3. How do you find the diameter of a circle from the radius?
You find the diameter from the radius by multiplying the radius by 2.
- Formula: d = 2r.
- Example: If r = 7 cm, then d = 2 × 7 = 14 cm.
4. How do you calculate the diameter from the circumference?
You calculate the diameter from the circumference by dividing the circumference by π.
- Formula: d = C ÷ π.
- Example: If C = 31.4 cm and π ≈ 3.14, then d = 31.4 ÷ 3.14 = 10 cm.
5. How do you find the diameter from the area of a circle?
You find the diameter from the area using the formula d = 2√(A ÷ π).
- Start with the area formula: A = πr².
- Rearrange to find radius: r = √(A ÷ π).
- Multiply by 2 to get diameter.
- Example: If A = 78.5 cm², then r = √(78.5 ÷ 3.14) = √25 = 5 cm, so d = 10 cm.
6. What is the difference between radius and diameter?
The radius is the distance from the center to the edge of a circle, while the diameter is the distance across the circle through the center.
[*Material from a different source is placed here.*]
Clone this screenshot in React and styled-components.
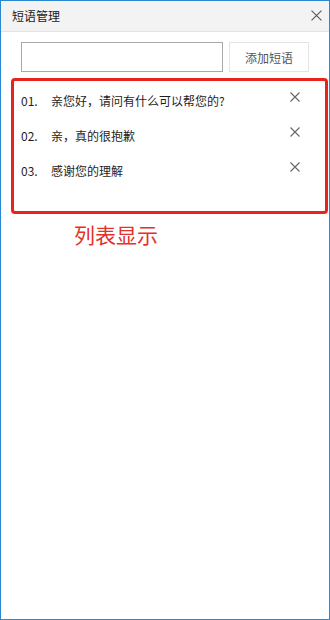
import React, { useState } from "react";
import styled, { createGlobalStyle } from "styled-components";

const GlobalStyle = createGlobalStyle`
  html, body {
    margin: 0;
    padding: 0;
    background: #fff;
  }
  body {
    font-family: "Noto Sans CJK SC", "Noto Sans", sans-serif;
  }
  * { box-sizing: border-box; }
`;

const Window = styled.div`
  width: 330px;
  height: 620px;
  border: 1px solid #2b88d0;
  background: #fff;
  display: flex;
  flex-direction: column;
`;

const TitleBar = styled.div`
  height: 31px;
  flex: none;
  display: flex;
  align-items: center;
  justify-content: space-between;
  padding: 0 7px 1px 11px;
  background: #f3f3f3;
  border-bottom: 1px solid #e3e3e3;
`;

const Title = styled.span`
  font-size: 12px;
  color: #1a1a1a;
`;

const IconButton = styled.button`
  border: none;
  background: transparent;
  padding: 0;
  margin: ${({ offset }) => offset || "0"};
  width: ${({ size }) => size}px;
  height: ${({ size }) => size}px;
  display: flex;
  align-items: center;
  justify-content: center;
  cursor: pointer;
  color: ${({ tone }) => tone || "#555"};
`;

const Body = styled.div`
  flex: 1;
  display: flex;
  flex-direction: column;
`;

const Toolbar = styled.div`
  display: flex;
  gap: 6px;
  padding: 10px 0 0 20px;
`;

const Input = styled.input`
  width: 202px;
  height: 30px;
  border: 1px solid #a8a8a8;
  padding: 0 6px;
  font-size: 12px;
  font-family: inherit;
  outline: none;
`;

const AddButton = styled.button`
  width: 80px;
  height: 30px;
  border: 1px solid #e4e4e4;
  background: #fff;
  color: #555;
  font-size: 12px;
  font-family: inherit;
  padding: 0;
  cursor: pointer;
`;

const ListBox = styled.div`
  margin: 6px 1px 0 10px;
  height: 136px;
  border: 3px solid #e8231c;
  border-radius: 4px;
  padding: 2px 25px 0 7px;
`;

const Row = styled.div`
  height: 35px;
  display: flex;
  align-items: center;
  font-size: 12px;
  color: #1e1e1e;
`;

const Num = styled.span`
  width: 30px;
  flex: none;
`;

const Phrase = styled.span`
  flex: 1;
`;

const Caption = styled.div`
  margin: 8px 0 0 73px;
  font-size: 21px;
  line-height: 24px;
  color: #e3322a;
`;

const Cross = ({ size = 10, width = 1.1 }) => (
  <svg width={size} height={size} viewBox="0 0 10 10">
    <path d="M0.5 0.5 L9.5 9.5 M9.5 0.5 L0.5 9.5" stroke="currentColor" strokeWidth={width} fill="none" />
  </svg>
);

const initial = ["亲您好，请问有什么可以帮您的?", "亲，真的很抱歉", "感谢您的理解"];

export default function App() {
  const [items, setItems] = useState(initial);
  const [text, setText] = useState("");

  const add = () => {
    if (!text.trim()) return;
    setItems([...items, text.trim()]);
    setText("");
  };

  return (
    <>
      <GlobalStyle />
      <Window>
        <TitleBar>
          <Title>短语管理</Title>
          <IconButton size={12}>
            <Cross size={11} width={1} />
          </IconButton>
        </TitleBar>
        <Body>
          <Toolbar>
            <Input value={text} onChange={(e) => setText(e.target.value)} />
            <AddButton onClick={add}>添加短语</AddButton>
          </Toolbar>
          <ListBox>
            {items.map((item, i) => (
              <Row key={i}>
                <Num>{String(i + 1).padStart(2, "0")}.</Num>
                <Phrase>{item}</Phrase>
                <IconButton
                  size={10}
                  tone="#666"
                  offset="-7px 0 0 0"
                  onClick={() => setItems(items.filter((_, j) => j !== i))}
                >
                  <Cross />
                </IconButton>
              </Row>
            ))}
          </ListBox>
          <Caption>列表显示</Caption>
        </Body>
      </Window>
    </>
  );
}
- Radius (r): Half of the diameter.
- Diameter (d): Twice the radius.
- Relationship: d = 2r and r = d ÷ 2.
7. Is the diameter the longest chord of a circle?
Yes, the diameter is the longest chord of a circle because it passes through the center and spans the maximum possible distance inside the circle.
- A chord connects any two points on a circle.
- The diameter is a special chord that passes through the center.
- No other chord can be longer than the diameter.
8. Can you give an example of finding the diameter of a circle?
Yes, you can find the diameter easily if the radius or circumference is given.
- Example 1: If r = 4 cm, then d = 2 × 4 = 8 cm.
- Example 2: If C = 18.84 cm, then d = 18.84 ÷ 3.14 = 6 cm.
9. How is the diameter related to the circumference of a circle?
The circumference of a circle is equal to π times its diameter.
- Formula: C = πd.
- This means the diameter is d = C ÷ π.
- Example: If d = 12 cm, then C = 3.14 × 12 = 37.68 cm.
10. What are common mistakes when calculating the diameter of a circle?
Common mistakes when calculating the diameter include confusing it with the radius and using incorrect formulas.
- Forgetting that d = 2r, not d = r.
- Using the wrong value of π in calculations.
- Not dividing the circumference by π when finding diameter.
- Making arithmetic errors in square root calculations from area.